NSA postanowieniem z 30.6.2020 r. postanowił zapytać się TSUE, czy można stosować tak dotkliwą sankcję w przypadku, gdy WNT zostało opodatkowane na terytorium państwa członkowskiego zakończenia wysyłki a działanie podatnika nie wiązało się z żadnym oszustwem podatkowym, lecz było wynikiem błędnego rozpoznania dostaw w transakcjach łańcuchowych.

Omawiana sprawa jest wielowątkowa. Sprowadza się do ustalenia, czy na podatnika można zrzucić wszelkie egipskie plagi nawet w sytuacji, w której nie dopuszcza się on świadomego oszustwa a jest raczej ofiarą wyjątkowo niejednoznacznych przepisów odnośnie transakcji łańcuchowych. Przepisów, które na moment sprawy nie wynikały w żadnym stopniu z norm unijnych (a jedynie z kilku de facto wyroków samego TSUE). Trybunał będzie więc rozstrzygał trochę też o tym, czy podatnicy mogą ponosić bardzo negatywne konsekwencje w związku z… dość wąsko przeszczepionymi zasadami wynikającymi z wyroków samego TSUE do krajowego prawodawstwa.
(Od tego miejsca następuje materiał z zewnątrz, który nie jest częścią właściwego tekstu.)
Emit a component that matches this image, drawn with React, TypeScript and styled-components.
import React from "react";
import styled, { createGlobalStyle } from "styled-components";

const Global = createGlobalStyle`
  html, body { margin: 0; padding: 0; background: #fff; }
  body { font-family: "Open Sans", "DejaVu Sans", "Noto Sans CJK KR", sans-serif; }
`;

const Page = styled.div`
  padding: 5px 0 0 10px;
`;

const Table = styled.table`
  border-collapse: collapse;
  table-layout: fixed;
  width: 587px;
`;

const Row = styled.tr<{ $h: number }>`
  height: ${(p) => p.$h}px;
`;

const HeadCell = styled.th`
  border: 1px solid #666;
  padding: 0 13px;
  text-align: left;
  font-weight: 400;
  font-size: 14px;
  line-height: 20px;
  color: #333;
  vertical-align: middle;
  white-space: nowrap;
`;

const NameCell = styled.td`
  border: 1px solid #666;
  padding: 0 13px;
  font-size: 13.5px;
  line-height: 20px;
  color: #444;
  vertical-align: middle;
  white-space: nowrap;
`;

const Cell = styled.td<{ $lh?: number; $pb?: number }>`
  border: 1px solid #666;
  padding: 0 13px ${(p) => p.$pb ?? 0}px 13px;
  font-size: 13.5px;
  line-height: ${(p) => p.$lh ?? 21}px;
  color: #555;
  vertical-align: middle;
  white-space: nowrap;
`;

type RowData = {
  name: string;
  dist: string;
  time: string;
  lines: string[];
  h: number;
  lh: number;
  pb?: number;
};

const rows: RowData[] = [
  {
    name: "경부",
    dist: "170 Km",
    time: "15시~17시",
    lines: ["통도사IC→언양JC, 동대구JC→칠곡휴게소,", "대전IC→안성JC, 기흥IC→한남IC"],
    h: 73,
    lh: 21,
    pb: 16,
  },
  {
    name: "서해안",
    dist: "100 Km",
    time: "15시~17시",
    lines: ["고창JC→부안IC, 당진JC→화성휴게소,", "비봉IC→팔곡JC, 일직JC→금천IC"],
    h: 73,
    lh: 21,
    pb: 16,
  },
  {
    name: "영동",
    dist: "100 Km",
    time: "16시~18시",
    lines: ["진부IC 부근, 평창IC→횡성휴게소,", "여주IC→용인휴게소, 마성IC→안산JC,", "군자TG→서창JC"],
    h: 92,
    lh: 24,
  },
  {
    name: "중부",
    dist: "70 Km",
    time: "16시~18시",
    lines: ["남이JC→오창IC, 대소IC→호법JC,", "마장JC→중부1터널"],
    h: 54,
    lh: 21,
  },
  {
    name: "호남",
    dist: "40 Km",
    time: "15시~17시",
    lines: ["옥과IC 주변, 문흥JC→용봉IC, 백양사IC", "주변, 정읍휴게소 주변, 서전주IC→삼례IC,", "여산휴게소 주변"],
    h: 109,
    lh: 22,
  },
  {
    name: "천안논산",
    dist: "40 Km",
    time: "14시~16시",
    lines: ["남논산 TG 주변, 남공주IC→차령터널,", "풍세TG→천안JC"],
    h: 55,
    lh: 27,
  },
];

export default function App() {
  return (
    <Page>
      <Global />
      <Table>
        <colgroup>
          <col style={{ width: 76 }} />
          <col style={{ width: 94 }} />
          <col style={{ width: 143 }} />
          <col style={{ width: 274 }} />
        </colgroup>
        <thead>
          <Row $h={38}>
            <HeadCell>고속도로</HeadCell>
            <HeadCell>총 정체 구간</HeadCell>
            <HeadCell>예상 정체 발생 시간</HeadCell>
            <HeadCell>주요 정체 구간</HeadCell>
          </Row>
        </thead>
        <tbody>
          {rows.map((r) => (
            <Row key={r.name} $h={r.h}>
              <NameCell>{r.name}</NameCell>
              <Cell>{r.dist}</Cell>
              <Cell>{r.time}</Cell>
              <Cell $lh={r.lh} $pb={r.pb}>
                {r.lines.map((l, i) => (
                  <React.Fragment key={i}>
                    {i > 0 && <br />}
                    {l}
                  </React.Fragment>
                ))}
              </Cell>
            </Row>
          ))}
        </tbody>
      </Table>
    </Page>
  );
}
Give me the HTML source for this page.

To będzie poznawczo ciekawe, ale odłóżmy na bok filozofowanie. Literalne brzmienie przepisów art. 22 ust. 5 VATU faktycznie nie sprzyja podatnikom uczestniczącym w łańcuchu dostaw. Możliwość uniknięcia sankcyjnego opodatkowania WNT dotyczyć może jedynie sytuacji, w której to sam podatnik udowodni, że opodatkował WNT w innym niż Polska kraju. A w łańcuchu dostaw to niemożliwe, skoro potencjalne WNT rozpoznaje kontrahent podatnika-nieszczęśnika.

Czy jednak to wszystko jest sprawiedliwe? Są co do tego uzasadnione wątpliwości zwłaszcza, że reguły rozliczania VAT w transakcjach łańcuchowych są niejasne. Zmiana przepisów od 1.7.2020 r. niespecjalnie ratuje sytuację. Aby bowiem ustalić status podmiotu pośredniczącego w rozumieniu art. 22 ust. 2d VATU, nadal trzeba ustalać kto wysyła lub transportuje towar (a to jak się wydaje przede wszystkim zawiodło w opisywanej sprawie). Wniosek – w transakcjach łańcuchowych nadal lepiej zapobiegać, niż leczyć. Recepta może być bowiem wystawiona ze stawką 46% VAT i to nie jest science fiction, to rzeczywistość.